• What to do: Using the listing below, report all lines holding the word "components".

▬▬▬▬▬▬▬▬▬▬

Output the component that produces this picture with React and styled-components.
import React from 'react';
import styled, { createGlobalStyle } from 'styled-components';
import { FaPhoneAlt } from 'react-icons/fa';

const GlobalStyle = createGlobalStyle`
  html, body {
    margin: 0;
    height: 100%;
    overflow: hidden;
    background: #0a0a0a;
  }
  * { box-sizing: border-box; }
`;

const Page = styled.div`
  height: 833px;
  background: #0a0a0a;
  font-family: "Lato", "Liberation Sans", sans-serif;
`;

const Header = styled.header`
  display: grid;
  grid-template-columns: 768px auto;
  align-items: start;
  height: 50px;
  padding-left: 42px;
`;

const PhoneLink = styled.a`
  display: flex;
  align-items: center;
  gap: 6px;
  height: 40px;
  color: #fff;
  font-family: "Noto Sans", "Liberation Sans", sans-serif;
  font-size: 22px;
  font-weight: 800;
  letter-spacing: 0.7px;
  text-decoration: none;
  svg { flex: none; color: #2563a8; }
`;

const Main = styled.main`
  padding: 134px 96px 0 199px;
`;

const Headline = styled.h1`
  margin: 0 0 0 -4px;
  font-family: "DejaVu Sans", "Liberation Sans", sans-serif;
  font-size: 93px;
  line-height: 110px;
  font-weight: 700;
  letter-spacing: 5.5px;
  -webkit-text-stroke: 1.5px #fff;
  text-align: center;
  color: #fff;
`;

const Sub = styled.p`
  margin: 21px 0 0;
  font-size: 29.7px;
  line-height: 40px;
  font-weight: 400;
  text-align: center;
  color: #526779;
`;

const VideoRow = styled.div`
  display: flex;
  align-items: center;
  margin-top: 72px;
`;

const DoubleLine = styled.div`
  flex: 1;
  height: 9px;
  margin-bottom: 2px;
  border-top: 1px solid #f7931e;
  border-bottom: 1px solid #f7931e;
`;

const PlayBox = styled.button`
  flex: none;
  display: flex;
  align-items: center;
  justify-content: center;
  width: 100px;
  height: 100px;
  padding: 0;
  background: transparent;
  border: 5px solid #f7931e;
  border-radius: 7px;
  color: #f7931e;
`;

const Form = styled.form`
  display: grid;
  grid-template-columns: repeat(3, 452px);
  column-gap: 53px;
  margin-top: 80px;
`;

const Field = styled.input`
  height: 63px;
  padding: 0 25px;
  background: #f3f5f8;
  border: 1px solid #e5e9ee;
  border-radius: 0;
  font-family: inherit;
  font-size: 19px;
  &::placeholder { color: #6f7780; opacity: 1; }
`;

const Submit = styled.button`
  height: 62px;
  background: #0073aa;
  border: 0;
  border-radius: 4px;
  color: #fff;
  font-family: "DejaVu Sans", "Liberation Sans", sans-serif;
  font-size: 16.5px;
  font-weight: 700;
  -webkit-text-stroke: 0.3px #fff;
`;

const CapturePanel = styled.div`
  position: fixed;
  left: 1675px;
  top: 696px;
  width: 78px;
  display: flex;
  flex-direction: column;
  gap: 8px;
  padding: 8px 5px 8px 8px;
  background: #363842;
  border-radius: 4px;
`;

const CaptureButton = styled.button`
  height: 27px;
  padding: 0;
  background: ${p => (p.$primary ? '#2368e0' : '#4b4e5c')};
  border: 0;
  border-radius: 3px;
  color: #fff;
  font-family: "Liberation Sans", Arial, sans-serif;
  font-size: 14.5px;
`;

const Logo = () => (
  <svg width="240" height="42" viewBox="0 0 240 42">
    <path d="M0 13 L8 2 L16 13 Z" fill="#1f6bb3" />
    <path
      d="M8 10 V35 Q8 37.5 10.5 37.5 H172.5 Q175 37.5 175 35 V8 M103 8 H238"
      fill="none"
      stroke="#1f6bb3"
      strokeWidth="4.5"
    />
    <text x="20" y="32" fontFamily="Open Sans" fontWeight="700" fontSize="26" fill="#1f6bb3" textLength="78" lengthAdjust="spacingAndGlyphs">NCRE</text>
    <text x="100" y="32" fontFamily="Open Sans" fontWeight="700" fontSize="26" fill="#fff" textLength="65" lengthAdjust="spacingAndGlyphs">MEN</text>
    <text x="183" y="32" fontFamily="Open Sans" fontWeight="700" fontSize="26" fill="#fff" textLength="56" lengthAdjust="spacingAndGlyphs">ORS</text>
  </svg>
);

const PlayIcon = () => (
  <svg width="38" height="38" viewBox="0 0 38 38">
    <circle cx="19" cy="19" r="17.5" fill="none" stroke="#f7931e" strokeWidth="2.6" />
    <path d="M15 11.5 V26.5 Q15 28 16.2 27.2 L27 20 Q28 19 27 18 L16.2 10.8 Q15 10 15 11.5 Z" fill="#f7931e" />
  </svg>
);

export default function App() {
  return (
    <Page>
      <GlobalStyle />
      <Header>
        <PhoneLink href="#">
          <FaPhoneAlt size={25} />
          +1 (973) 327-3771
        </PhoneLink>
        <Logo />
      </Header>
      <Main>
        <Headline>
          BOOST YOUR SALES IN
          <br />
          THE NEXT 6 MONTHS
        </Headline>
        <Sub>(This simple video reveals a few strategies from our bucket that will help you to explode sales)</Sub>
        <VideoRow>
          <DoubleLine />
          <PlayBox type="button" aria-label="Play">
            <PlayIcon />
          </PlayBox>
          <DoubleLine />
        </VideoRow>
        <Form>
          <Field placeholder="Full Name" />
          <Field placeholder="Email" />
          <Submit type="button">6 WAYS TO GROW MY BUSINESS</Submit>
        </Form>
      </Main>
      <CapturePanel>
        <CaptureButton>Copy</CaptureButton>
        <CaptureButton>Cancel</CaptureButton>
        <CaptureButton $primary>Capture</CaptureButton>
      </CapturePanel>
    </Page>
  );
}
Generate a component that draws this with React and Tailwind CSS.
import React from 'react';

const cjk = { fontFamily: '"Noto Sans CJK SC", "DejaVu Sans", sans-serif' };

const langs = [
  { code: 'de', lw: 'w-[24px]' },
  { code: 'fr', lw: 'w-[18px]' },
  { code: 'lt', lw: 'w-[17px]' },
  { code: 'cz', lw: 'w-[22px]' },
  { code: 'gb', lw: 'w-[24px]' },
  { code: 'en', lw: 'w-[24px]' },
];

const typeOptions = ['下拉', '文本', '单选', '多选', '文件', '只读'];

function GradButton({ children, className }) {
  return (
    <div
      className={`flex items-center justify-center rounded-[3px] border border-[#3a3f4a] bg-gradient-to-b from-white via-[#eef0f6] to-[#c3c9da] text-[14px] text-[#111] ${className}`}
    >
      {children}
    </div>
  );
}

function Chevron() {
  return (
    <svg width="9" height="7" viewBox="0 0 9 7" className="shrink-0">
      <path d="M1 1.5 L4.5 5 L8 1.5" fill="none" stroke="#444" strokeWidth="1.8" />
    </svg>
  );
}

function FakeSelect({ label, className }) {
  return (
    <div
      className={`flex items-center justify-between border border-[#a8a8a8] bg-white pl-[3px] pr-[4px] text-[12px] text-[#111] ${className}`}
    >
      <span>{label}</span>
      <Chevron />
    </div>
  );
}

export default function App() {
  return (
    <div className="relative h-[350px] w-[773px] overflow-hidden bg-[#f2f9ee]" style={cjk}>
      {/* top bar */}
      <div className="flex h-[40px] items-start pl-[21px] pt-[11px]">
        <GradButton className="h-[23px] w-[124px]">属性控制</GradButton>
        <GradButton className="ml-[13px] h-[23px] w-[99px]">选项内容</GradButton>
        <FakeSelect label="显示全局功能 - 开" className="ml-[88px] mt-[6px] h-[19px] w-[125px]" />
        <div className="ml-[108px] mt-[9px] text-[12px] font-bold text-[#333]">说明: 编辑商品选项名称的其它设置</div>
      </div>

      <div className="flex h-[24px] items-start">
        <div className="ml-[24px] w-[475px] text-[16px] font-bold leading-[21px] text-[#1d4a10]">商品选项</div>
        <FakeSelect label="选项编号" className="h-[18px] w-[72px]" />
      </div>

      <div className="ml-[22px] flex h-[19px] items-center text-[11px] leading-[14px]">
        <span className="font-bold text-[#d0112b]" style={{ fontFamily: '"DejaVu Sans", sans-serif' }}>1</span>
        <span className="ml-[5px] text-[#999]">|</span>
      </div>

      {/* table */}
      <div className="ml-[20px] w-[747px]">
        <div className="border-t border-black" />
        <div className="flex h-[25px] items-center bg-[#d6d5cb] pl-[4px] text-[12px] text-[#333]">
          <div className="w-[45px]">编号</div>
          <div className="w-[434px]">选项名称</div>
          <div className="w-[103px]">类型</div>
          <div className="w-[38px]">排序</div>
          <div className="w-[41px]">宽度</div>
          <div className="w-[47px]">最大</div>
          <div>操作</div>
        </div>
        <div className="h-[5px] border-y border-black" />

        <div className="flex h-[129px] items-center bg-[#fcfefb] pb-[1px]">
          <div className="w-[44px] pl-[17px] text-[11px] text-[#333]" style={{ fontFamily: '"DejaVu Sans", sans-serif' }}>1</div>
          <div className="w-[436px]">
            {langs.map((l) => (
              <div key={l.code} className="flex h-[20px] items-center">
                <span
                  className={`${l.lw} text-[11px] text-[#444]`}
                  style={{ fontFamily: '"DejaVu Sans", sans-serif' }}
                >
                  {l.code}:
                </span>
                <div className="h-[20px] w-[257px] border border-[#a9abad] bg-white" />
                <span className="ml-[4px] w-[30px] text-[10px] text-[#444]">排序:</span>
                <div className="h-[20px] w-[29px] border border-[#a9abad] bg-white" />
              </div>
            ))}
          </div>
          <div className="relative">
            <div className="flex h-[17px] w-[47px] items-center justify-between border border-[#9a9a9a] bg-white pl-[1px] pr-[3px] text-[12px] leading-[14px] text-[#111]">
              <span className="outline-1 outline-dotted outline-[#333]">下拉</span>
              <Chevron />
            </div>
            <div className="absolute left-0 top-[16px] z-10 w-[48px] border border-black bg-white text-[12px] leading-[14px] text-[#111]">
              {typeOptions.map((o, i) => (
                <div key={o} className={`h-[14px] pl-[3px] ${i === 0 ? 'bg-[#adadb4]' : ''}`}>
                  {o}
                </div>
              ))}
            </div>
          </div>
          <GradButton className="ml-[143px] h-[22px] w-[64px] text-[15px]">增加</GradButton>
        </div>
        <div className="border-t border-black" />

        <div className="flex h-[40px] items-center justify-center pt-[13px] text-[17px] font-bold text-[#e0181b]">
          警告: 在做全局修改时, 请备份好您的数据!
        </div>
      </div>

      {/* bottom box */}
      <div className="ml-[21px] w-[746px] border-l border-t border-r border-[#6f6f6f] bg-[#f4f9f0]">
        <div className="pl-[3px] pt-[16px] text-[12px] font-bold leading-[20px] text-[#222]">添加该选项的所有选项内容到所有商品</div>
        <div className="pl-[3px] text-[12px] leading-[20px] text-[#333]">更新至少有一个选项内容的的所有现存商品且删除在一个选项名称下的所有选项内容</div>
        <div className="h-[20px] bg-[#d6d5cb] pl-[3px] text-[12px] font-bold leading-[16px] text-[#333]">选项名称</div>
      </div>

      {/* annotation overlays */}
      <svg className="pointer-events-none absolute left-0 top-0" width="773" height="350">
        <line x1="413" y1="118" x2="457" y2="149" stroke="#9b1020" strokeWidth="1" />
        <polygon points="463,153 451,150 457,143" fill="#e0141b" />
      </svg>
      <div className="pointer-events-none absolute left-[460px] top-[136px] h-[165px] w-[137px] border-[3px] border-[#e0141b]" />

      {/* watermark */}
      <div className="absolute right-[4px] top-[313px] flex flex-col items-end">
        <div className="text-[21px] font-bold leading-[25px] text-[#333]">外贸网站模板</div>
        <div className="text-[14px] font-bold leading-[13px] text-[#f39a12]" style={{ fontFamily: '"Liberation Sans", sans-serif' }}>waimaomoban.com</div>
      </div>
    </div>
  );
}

▬▬▬▬▬▬▬▬▬▬

• Answer to this problem:
Output the component that produces this picture with React and styled-components.
import styled, { createGlobalStyle } from 'styled-components';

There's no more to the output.